The second bond sale is tied to an agreement reached in 2004 between a previous developer, the NJSEA and East Rutherford, the municipality that controls the site. Triple Five will use a portion of the PILOT payments outlined in this agreement as collateral in a deal with the Bergen County Improvement Authority, which will arrange a bond sale to raise up to $650 million. This money is also expected to go to the developer in the coming weeks, state officials said.
According to the EDA board memo from 2013, the project will boost the region’s economic activity in many ways, including creating more than 11,000 permanent jobs and half as many temporary construction positions. It will also convert parking spaces now used only a handful of days a month into a greater “revenue generating use” – a shopping and entertainment complex that can make money every day.

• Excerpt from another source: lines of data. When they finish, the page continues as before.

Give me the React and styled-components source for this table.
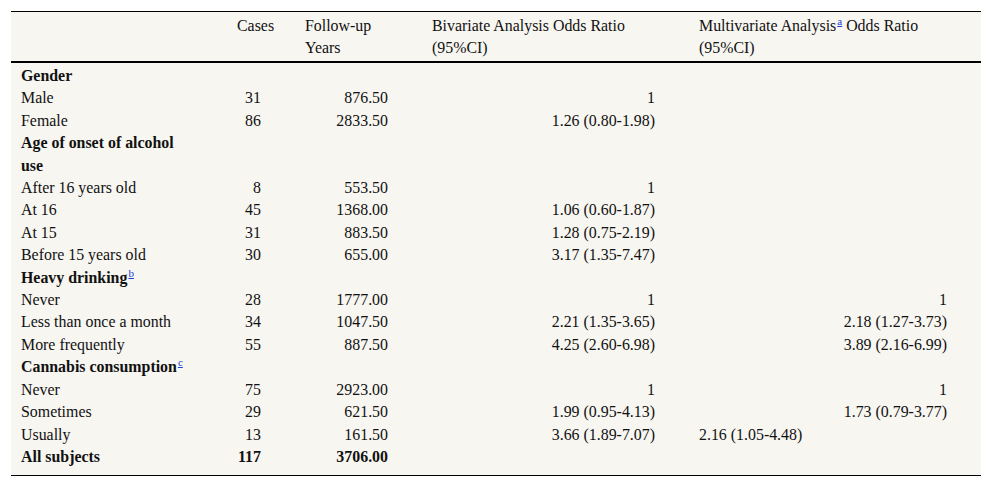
import React from "react";
import styled, { createGlobalStyle } from "styled-components";

const Global = createGlobalStyle`
  html, body { margin: 0; padding: 0; background: #ffffff; }
  body { font-family: "Liberation Serif", "Times New Roman", serif; }
`;

const Page = styled.div`
  padding: 11px 11px 0 11px;
`;

const Table = styled.table`
  width: 970px;
  table-layout: fixed;
  border-collapse: collapse;
  background: #f8f6f1;
  font-family: "Liberation Serif", "Times New Roman", serif;
  font-size: 15.9px;
  line-height: 22.4px;
  color: #111;
  border-top: 1px solid #000;
  border-bottom: 1px solid #000;
`;

const Head = styled.thead`
  border-bottom: 2px solid #000;
`;

const Th = styled.th`
  font-weight: normal;
  text-align: left;
  vertical-align: top;
  padding: 3px 34px 2px 10px;
  line-height: 22px;
`;

const Td = styled.td`
  padding: ${(p) => (p.$first ? "2px" : "0")} 34px ${(p) => (p.$last ? "7px" : "0")} 10px;
  text-align: ${(p) => (p.$left ? "left" : "right")};
  font-weight: ${(p) => (p.$bold ? "bold" : "normal")};
  vertical-align: top;
`;

const LabelTd = styled(Td)`
  text-align: left;
`;

const Sup = styled.sup`
  font-size: 11px;
  line-height: 0;
  vertical-align: 6px;
  margin-left: 1px;
  a {
    color: #1a3ed8;
    text-decoration: underline;
    font-weight: normal;
  }
`;

const Note = ({ c }) => (
  <Sup>
    <a href="#">{c}</a>
  </Sup>
);

const rows = [
  { label: "Gender", group: true, first: true },
  { label: "Male", cases: "31", years: "876.50", bi: "1" },
  { label: "Female", cases: "86", years: "2833.50", bi: "1.26 (0.80-1.98)" },
  { label: "Age of onset of alcohol use", group: true },
  { label: "After 16 years old", cases: "8", years: "553.50", bi: "1" },
  { label: "At 16", cases: "45", years: "1368.00", bi: "1.06 (0.60-1.87)" },
  { label: "At 15", cases: "31", years: "883.50", bi: "1.28 (0.75-2.19)" },
  { label: "Before 15 years old", cases: "30", years: "655.00", bi: "3.17 (1.35-7.47)" },
  { label: "Heavy drinking", group: true, note: "b" },
  { label: "Never", cases: "28", years: "1777.00", bi: "1", multi: "1" },
  { label: "Less than once a month", cases: "34", years: "1047.50", bi: "2.21 (1.35-3.65)", multi: "2.18 (1.27-3.73)" },
  { label: "More frequently", cases: "55", years: "887.50", bi: "4.25 (2.60-6.98)", multi: "3.89 (2.16-6.99)" },
  { label: "Cannabis consumption", group: true, note: "c" },
  { label: "Never", cases: "75", years: "2923.00", bi: "1", multi: "1" },
  { label: "Sometimes", cases: "29", years: "621.50", bi: "1.99 (0.95-4.13)", multi: "1.73 (0.79-3.77)" },
  { label: "Usually", cases: "13", years: "161.50", bi: "3.66 (1.89-7.07)", multi: "2.16 (1.05-4.48)", multiLeft: true },
  { label: "All subjects", cases: "117", years: "3706.00", bold: true, last: true },
];

export default function App() {
  return (
    <Page>
      <Global />
      <Table>
        <colgroup>
          <col style={{ width: "216px" }} />
          <col style={{ width: "68px" }} />
          <col style={{ width: "127px" }} />
          <col style={{ width: "267px" }} />
          <col style={{ width: "292px" }} />
        </colgroup>
        <Head>
          <tr>
            <Th></Th>
            <Th>Cases</Th>
            <Th>Follow-up Years</Th>
            <Th>Bivariate Analysis Odds Ratio (95%CI)</Th>
            <Th>
              Multivariate Analysis
              <Note c="a" /> Odds Ratio (95%CI)
            </Th>
          </tr>
        </Head>
        <tbody>
          {rows.map((r, i) =>
            r.group ? (
              <tr key={i}>
                <LabelTd $bold $first={r.first}>
                  {r.label}
                  {r.note && <Note c={r.note} />}
                </LabelTd>
                <Td $first={r.first} />
                <Td $first={r.first} />
                <Td $first={r.first} />
                <Td $first={r.first} />
              </tr>
            ) : (
              <tr key={i}>
                <LabelTd $bold={r.bold} $last={r.last}>{r.label}</LabelTd>
                <Td $bold={r.bold} $last={r.last}>{r.cases}</Td>
                <Td $bold={r.bold} $last={r.last}>{r.years}</Td>
                <Td $last={r.last}>{r.bi}</Td>
                <Td $last={r.last} $left={r.multiLeft}>{r.multi}</Td>
              </tr>
            )
          )}
        </tbody>
      </Table>
    </Page>
  );
}
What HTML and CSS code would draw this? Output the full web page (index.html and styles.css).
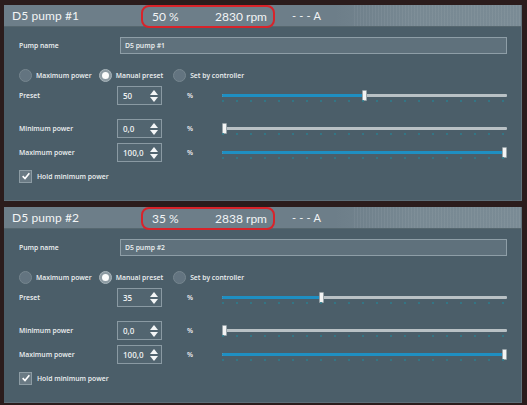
FILE: index.html
```html
<!DOCTYPE html>
<html>
<head>
<meta charset="utf-8">
<link rel="stylesheet" href="styles.css">
</head>
<body>
<div class="page">
  <section class="panel">
    <header class="phead">
      <div class="ptitle">D5 pump #1</div>
      <div class="status"><span>50 %</span><span>2830 rpm</span></div>
      <div class="amps">- - - A</div>
    </header>
    <div class="pbody">
      <div class="row name-row">
        <div class="label">Pump name</div>
        <div class="textbox">D5 pump #1</div>
      </div>
      <div class="radios">
        <div class="radio"><span class="rdot"></span>Maximum power</div>
        <div class="radio sel"><span class="rdot"></span>Manual preset</div>
        <div class="radio"><span class="rdot"></span>Set by controller</div>
      </div>
      <div class="row ctl preset">
        <div class="label">Preset</div>
        <div class="spin"><span>50</span><span class="arrows"><i class="up"></i><i class="dn"></i></span></div>
        <div class="unit">%</div>
        <div class="slider"><div class="fill" style="width:50%"></div><div class="thumb" style="left:50%"></div><div class="ticks"></div></div>
      </div>
      <div class="row ctl minp">
        <div class="label">Minimum power</div>
        <div class="spin"><span>0,0</span><span class="arrows"><i class="up"></i><i class="dn"></i></span></div>
        <div class="unit">%</div>
        <div class="slider"><div class="fill" style="width:0%"></div><div class="thumb" style="left:0%"></div><div class="ticks"></div></div>
      </div>
      <div class="row ctl maxp">
        <div class="label">Maximum power</div>
        <div class="spin"><span>100,0</span><span class="arrows"><i class="up"></i><i class="dn"></i></span></div>
        <div class="unit">%</div>
        <div class="slider"><div class="fill" style="width:100%"></div><div class="thumb" style="left:100%"></div><div class="ticks"></div></div>
      </div>
      <div class="check"><span class="cbox"><svg viewBox="0 0 12 12" width="10" height="10"><path d="M2 6.2 L4.8 9 L10 2.8" fill="none" stroke="#fff" stroke-width="2"/></svg></span>Hold minimum power</div>
    </div>
  </section>

  <section class="panel">
    <header class="phead">
      <div class="ptitle">D5 pump #2</div>
      <div class="status"><span>35 %</span><span>2838 rpm</span></div>
      <div class="amps">- - - A</div>
    </header>
    <div class="pbody">
      <div class="row name-row">
        <div class="label">Pump name</div>
        <div class="textbox">D5 pump #2</div>
      </div>
      <div class="radios">
        <div class="radio"><span class="rdot"></span>Maximum power</div>
        <div class="radio sel"><span class="rdot"></span>Manual preset</div>
        <div class="radio"><span class="rdot"></span>Set by controller</div>
      </div>
      <div class="row ctl preset">
        <div class="label">Preset</div>
        <div class="spin"><span>35</span><span class="arrows"><i class="up"></i><i class="dn"></i></span></div>
        <div class="unit">%</div>
        <div class="slider"><div class="fill" style="width:35%"></div><div class="thumb" style="left:35%"></div><div class="ticks"></div></div>
      </div>
      <div class="row ctl minp">
        <div class="label">Minimum power</div>
        <div class="spin"><span>0,0</span><span class="arrows"><i class="up"></i><i class="dn"></i></span></div>
        <div class="unit">%</div>
        <div class="slider"><div class="fill" style="width:0%"></div><div class="thumb" style="left:0%"></div><div class="ticks"></div></div>
      </div>
      <div class="row ctl maxp">
        <div class="label">Maximum power</div>
        <div class="spin"><span>100,0</span><span class="arrows"><i class="up"></i><i class="dn"></i></span></div>
        <div class="unit">%</div>
        <div class="slider"><div class="fill" style="width:100%"></div><div class="thumb" style="left:100%"></div><div class="ticks"></div></div>
      </div>
      <div class="check"><span class="cbox"><svg viewBox="0 0 12 12" width="10" height="10"><path d="M2 6.2 L4.8 9 L10 2.8" fill="none" stroke="#fff" stroke-width="2"/></svg></span>Hold minimum power</div>
    </div>
  </section>
</div>
</body>
</html>
```

FILE: styles.css
```css
html, body {
  margin: 0;
  padding: 0;
  background: #2b1c1c;
}
.page {
  width: 518px;
  padding: 5px 5px 0 4px;
  display: flex;
  flex-direction: column;
  gap: 6px;
  font-family: "Open Sans", "Liberation Sans", sans-serif;
  color: #eef1f2;
}
.panel {
  background: #4b5e69;
  border-right: 1px solid #62737c;
  border-bottom: 1px solid #5d6e78;
}
.phead {
  height: 21px;
  display: flex;
  align-items: center;
  background:
    repeating-linear-gradient(90deg, rgba(255,255,255,0.05) 0 1px, transparent 1px 3px) 350px 0 / 170px 100% no-repeat,
    linear-gradient(90deg, #6d7e89 0%, #6d7e89 64%, #788993 80%, #7a8b95 100%);
  border-bottom: 1px solid #56676f;
  font-family: "Lato", "Open Sans", sans-serif;
  font-size: 12px;
  color: #f2f4f5;
}
.ptitle {
  width: 129px;
  padding-left: 8px;
  letter-spacing: 0.1px;
}
.status {
  width: 134px;
  height: 23px;
  box-sizing: border-box;
  border: 2px solid #d8232a;
  border-radius: 8px;
  display: flex;
  align-items: center;
  justify-content: space-between;
  padding: 0 6px 0 9px;
  margin-top: 1px;
}
.amps {
  margin-left: 17px;
  font-size: 11px;
  letter-spacing: 0.2px;
}
.pbody {
  padding: 10px 14px 17px 15px;
  font-size: 6.8px;
  font-weight: 600;
}
.row {
  display: flex;
  align-items: center;
}
.label {
  width: 98px;
  flex: none;
}
.name-row {
  height: 17px;
}
.name-row .label { width: 101px; }
.textbox {
  flex: 1;
  height: 17px;
  box-sizing: border-box;
  border: 1px solid #8e9ea7;
  background: #5f717c;
  display: flex;
  align-items: center;
  padding-left: 4px;
  font-size: 6.8px;
}
.radios {
  margin-top: 14px;
  height: 14px;
  display: flex;
  align-items: center;
}
.radio {
  display: flex;
  align-items: center;
  gap: 4px;
}
.radio:nth-child(2) { margin-left: 7px; }
.radio:nth-child(3) { margin-left: 10px; }
.rdot {
  width: 13px;
  height: 13px;
  box-sizing: border-box;
  border-radius: 50%;
  background: #637480;
  border: 1px solid #76868f;
  display: flex;
  align-items: center;
  justify-content: center;
}
.radio.sel .rdot {
  background: #8c9aa2;
  border-color: #a8b4ba;
}
.radio.sel .rdot::after {
  content: "";
  width: 7px;
  height: 7px;
  border-radius: 50%;
  background: #fbfcfc;
}
.ctl { height: 19px; }
.preset { margin-top: 4px; }
.minp { margin-top: 14px; }
.maxp { margin-top: 5px; }
.spin {
  width: 45px;
  height: 19px;
  flex: none;
  box-sizing: border-box;
  border: 1px solid #8a9aa3;
  background: #526570;
  display: flex;
  align-items: center;
  justify-content: space-between;
  padding: 0 3px 0 5px;
  font-size: 8px;
}
.arrows {
  display: flex;
  flex-direction: column;
  gap: 2px;
  align-items: center;
}
.arrows i {
  display: block;
  width: 0;
  height: 0;
  border-left: 4.5px solid transparent;
  border-right: 4.5px solid transparent;
}
.arrows .up { border-bottom: 5px solid #f4f6f7; }
.arrows .dn { border-top: 5px solid #f4f6f7; }
.unit {
  width: 35px;
  flex: none;
  padding-left: 25px;
  font-size: 7px;
}
.slider {
  position: relative;
  flex: 1;
  height: 3px;
  background: #b9c1c5;
  border-radius: 1px;
}
.fill {
  height: 3px;
  background: #1f8fc2;
  border-radius: 1px;
}
.thumb {
  position: absolute;
  top: -4px;
  width: 5px;
  height: 11px;
  margin-left: -3px;
  background: #f3f4f4;
  border: 1px solid #9aa5aa;
  border-radius: 1px;
  box-sizing: border-box;
}
.maxp .thumb { margin-left: -5px; }
.minp .thumb { margin-left: 0; }
.ticks {
  position: absolute;
  left: 0;
  right: 0;
  top: 6px;
  height: 2px;
  background: repeating-linear-gradient(90deg, #2d7c8c 0 2px, transparent 2px 14px);
  opacity: 0.8;
}
.check {
  margin-top: 7px;
  height: 14px;
  display: flex;
  align-items: center;
  gap: 5px;
}
.cbox {
  width: 13px;
  height: 13px;
  box-sizing: border-box;
  border: 1px solid #8d9ca4;
  background: #6a7a84;
  display: flex;
  align-items: center;
  justify-content: center;
}
```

As the pace of construction picked up recently, Triple Five officials said they must remove some of the ornamental details added under previous developers in order to make room for their own vision. Reporters touring the site last week described the multibillion-dollar structure as a “gutted, empty warehouse;” the developer said final touches will go quickly and can be added as tenants wrap up their plans. One change already underway is the transformation of the unpopular red and yellow exterior, which is being repainted with a subtle gray and white motif. LED billboards will be added next spring. As of now, the facility is scheduled to open in late summer 2017.